1.理解する力(説明内容をどの程度理解しているか)
2.認識する力(それを自分のこととして認識しているか)
3.論理的に考える力(論理的な判断ができるか)
4.選択を表明する力(その意思を表明できるか)
アドボケイトには何も権限はなく、何かを決めることはできない。徹底して本人側に立って、本人の意見や願いの為に努力する。子どもの場合、子どもの障害や年齢に適した方法やツールを使用して、自分の状況や可能な選択肢を理解・認識し、その中から自分の望むものを考え・選択し、自分の選択を表明できるように支援を行う必要がある。
徹底的に子どもの側に立ち、子どもの願いが実現するようにただそれだけに専念する。たとえ、それが本人の最善の利益だと思えない場合でも、本人の声を尊重する。
最善の利益は、誰の最善か。誰の利益か。
耳障りな声、都合の悪い声、考えに反する声こそ、誠実に聞いて、考慮し、応答する。こどもの声に対しては、特に。
最善の利益と思っているのは、大人や専門家側の視点だから。最善の利益と思える事であっても、誘導して、本人の声と選択と力を奪わない。本人の意見や気持ちを尊重する。支援者が最大の差別者とならないように。
「私たち抜きに私たちのことを語るな」
(Nothing about us without us)
この原則を忘れない。
大人や専門家の考える最善の利益に誘導するのではなく、本人の声を届ける。そして、本人の声と専門家の声、両方を聴いて考慮してから、最善の利益を判断していくという流れで意思決定が行われるべきである。

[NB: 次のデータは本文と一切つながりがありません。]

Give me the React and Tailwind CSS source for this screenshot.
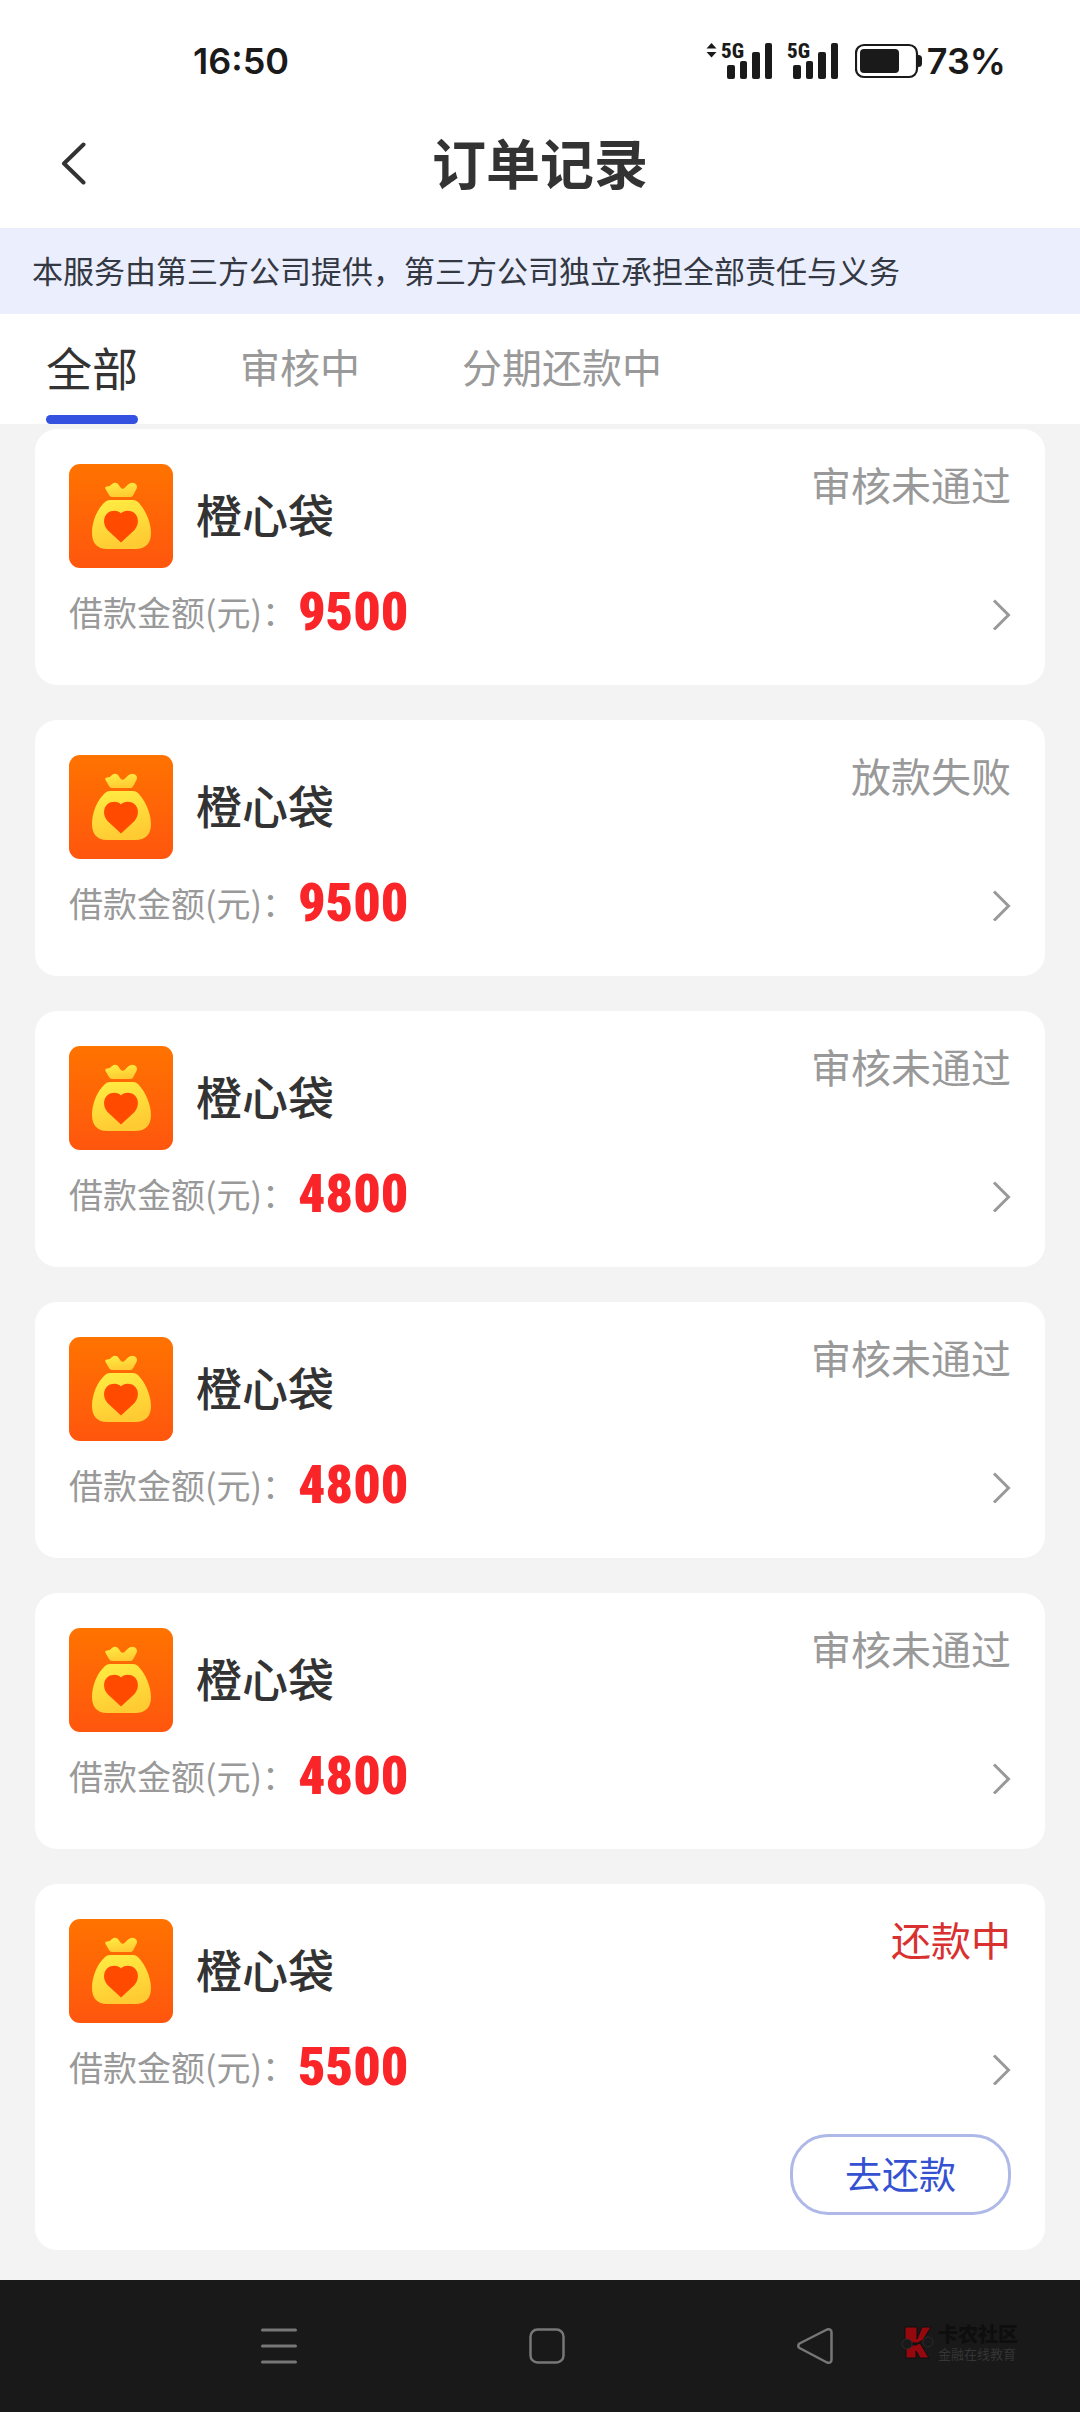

障害があっても、乳幼児でも、言葉での表現だけでなく、感情や仕草で表現している。言葉を話さない相手の声も、しっかり聴くアドボケイト。その取り組みの事例は、素晴らしい。全ての人を、ひとりの人として尊重している。
子どもや障害のある人の声を伝える事を、難しいと感じるとしたら、自分も声を伝えられていないからだ。自分が意見を言わずに我慢して生きていると、相手の声を尊重できない。
自分の権利が守られていなければ、誰かの権利を守る余裕なんて持てない。つながっているのだ。
大人の権利が守られていなければ、子どもの権利も守られるはずがない。
基本的人権の尊重を原則とする日本国憲法。
権利を知り、自覚して、守り続けなければならない。
アドボケイトのような大人が増えたら、とても心強い。私も、子どもや大人や自分自身のアドボケイトでいたい。アドボカシーで大事にしている価値観が、あたりまえになるように。そして、自分自身の声もあげていく。